**Directive:** Go through the records underneath and write each one out again exactly.

**Data entries:**

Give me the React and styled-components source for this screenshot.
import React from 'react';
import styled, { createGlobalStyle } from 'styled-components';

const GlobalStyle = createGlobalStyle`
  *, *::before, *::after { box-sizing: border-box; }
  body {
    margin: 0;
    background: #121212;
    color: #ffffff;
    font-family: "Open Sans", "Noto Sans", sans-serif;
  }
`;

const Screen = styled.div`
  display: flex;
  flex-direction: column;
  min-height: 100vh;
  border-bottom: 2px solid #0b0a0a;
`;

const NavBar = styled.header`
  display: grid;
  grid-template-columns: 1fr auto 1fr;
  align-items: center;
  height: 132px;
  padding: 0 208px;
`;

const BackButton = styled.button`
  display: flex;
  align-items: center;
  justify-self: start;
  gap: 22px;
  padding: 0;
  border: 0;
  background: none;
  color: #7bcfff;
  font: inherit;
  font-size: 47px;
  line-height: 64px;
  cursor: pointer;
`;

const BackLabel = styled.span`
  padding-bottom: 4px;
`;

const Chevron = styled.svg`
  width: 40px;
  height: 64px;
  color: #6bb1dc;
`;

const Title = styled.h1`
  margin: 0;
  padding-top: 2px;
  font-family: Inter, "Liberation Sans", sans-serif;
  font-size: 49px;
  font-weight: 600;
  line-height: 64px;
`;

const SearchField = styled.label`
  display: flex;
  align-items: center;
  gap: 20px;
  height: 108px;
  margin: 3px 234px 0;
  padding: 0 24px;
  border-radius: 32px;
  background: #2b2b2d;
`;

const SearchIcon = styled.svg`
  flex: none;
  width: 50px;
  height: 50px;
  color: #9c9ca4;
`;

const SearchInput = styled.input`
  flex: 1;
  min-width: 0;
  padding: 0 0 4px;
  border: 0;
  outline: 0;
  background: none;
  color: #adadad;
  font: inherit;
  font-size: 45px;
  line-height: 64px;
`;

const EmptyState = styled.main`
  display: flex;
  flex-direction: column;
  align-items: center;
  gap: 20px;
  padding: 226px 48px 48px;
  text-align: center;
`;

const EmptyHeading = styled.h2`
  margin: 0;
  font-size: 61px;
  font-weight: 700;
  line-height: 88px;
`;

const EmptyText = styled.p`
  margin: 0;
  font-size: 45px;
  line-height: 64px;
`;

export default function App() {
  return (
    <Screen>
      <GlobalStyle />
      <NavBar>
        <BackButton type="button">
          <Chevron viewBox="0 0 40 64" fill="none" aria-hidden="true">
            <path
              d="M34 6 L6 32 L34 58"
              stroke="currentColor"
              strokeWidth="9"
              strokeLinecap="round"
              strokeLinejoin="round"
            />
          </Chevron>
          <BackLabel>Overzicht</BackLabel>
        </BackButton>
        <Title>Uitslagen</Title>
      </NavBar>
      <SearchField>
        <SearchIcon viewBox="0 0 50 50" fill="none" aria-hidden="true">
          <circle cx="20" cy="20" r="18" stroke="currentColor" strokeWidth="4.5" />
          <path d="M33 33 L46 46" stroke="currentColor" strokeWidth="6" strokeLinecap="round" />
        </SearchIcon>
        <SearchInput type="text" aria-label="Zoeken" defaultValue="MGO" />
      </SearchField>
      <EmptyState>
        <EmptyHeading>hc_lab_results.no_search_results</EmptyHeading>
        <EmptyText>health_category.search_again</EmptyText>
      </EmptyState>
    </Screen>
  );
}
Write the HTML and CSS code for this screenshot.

**Expected output:**
Give me the React and styled-components source for this screenshot.
import React from 'react';
import styled, { createGlobalStyle } from 'styled-components';

const GlobalStyle = createGlobalStyle`
  *, *::before, *::after { box-sizing: border-box; }
  body {
    margin: 0;
    background: #121212;
    color: #ffffff;
    font-family: "Open Sans", "Noto Sans", sans-serif;
  }
`;

const Screen = styled.div`
  display: flex;
  flex-direction: column;
  min-height: 100vh;
  border-bottom: 2px solid #0b0a0a;
`;

const NavBar = styled.header`
  display: grid;
  grid-template-columns: 1fr auto 1fr;
  align-items: center;
  height: 132px;
  padding: 0 208px;
`;

const BackButton = styled.button`
  display: flex;
  align-items: center;
  justify-self: start;
  gap: 22px;
  padding: 0;
  border: 0;
  background: none;
  color: #7bcfff;
  font: inherit;
  font-size: 47px;
  line-height: 64px;
  cursor: pointer;
`;

const BackLabel = styled.span`
  padding-bottom: 4px;
`;

const Chevron = styled.svg`
  width: 40px;
  height: 64px;
  color: #6bb1dc;
`;

const Title = styled.h1`
  margin: 0;
  padding-top: 2px;
  font-family: Inter, "Liberation Sans", sans-serif;
  font-size: 49px;
  font-weight: 600;
  line-height: 64px;
`;

const SearchField = styled.label`
  display: flex;
  align-items: center;
  gap: 20px;
  height: 108px;
  margin: 3px 234px 0;
  padding: 0 24px;
  border-radius: 32px;
  background: #2b2b2d;
`;

const SearchIcon = styled.svg`
  flex: none;
  width: 50px;
  height: 50px;
  color: #9c9ca4;
`;

const SearchInput = styled.input`
  flex: 1;
  min-width: 0;
  padding: 0 0 4px;
  border: 0;
  outline: 0;
  background: none;
  color: #adadad;
  font: inherit;
  font-size: 45px;
  line-height: 64px;
`;

const EmptyState = styled.main`
  display: flex;
  flex-direction: column;
  align-items: center;
  gap: 20px;
  padding: 226px 48px 48px;
  text-align: center;
`;

const EmptyHeading = styled.h2`
  margin: 0;
  font-size: 61px;
  font-weight: 700;
  line-height: 88px;
`;

const EmptyText = styled.p`
  margin: 0;
  font-size: 45px;
  line-height: 64px;
`;

export default function App() {
  return (
    <Screen>
      <GlobalStyle />
      <NavBar>
        <BackButton type="button">
          <Chevron viewBox="0 0 40 64" fill="none" aria-hidden="true">
            <path
              d="M34 6 L6 32 L34 58"
              stroke="currentColor"
              strokeWidth="9"
              strokeLinecap="round"
              strokeLinejoin="round"
            />
          </Chevron>
          <BackLabel>Overzicht</BackLabel>
        </BackButton>
        <Title>Uitslagen</Title>
      </NavBar>
      <SearchField>
        <SearchIcon viewBox="0 0 50 50" fill="none" aria-hidden="true">
          <circle cx="20" cy="20" r="18" stroke="currentColor" strokeWidth="4.5" />
          <path d="M33 33 L46 46" stroke="currentColor" strokeWidth="6" strokeLinecap="round" />
        </SearchIcon>
        <SearchInput type="text" aria-label="Zoeken" defaultValue="MGO" />
      </SearchField>
      <EmptyState>
        <EmptyHeading>hc_lab_results.no_search_results</EmptyHeading>
        <EmptyText>health_category.search_again</EmptyText>
      </EmptyState>
    </Screen>
  );
}
Write the HTML and CSS code for this screenshot.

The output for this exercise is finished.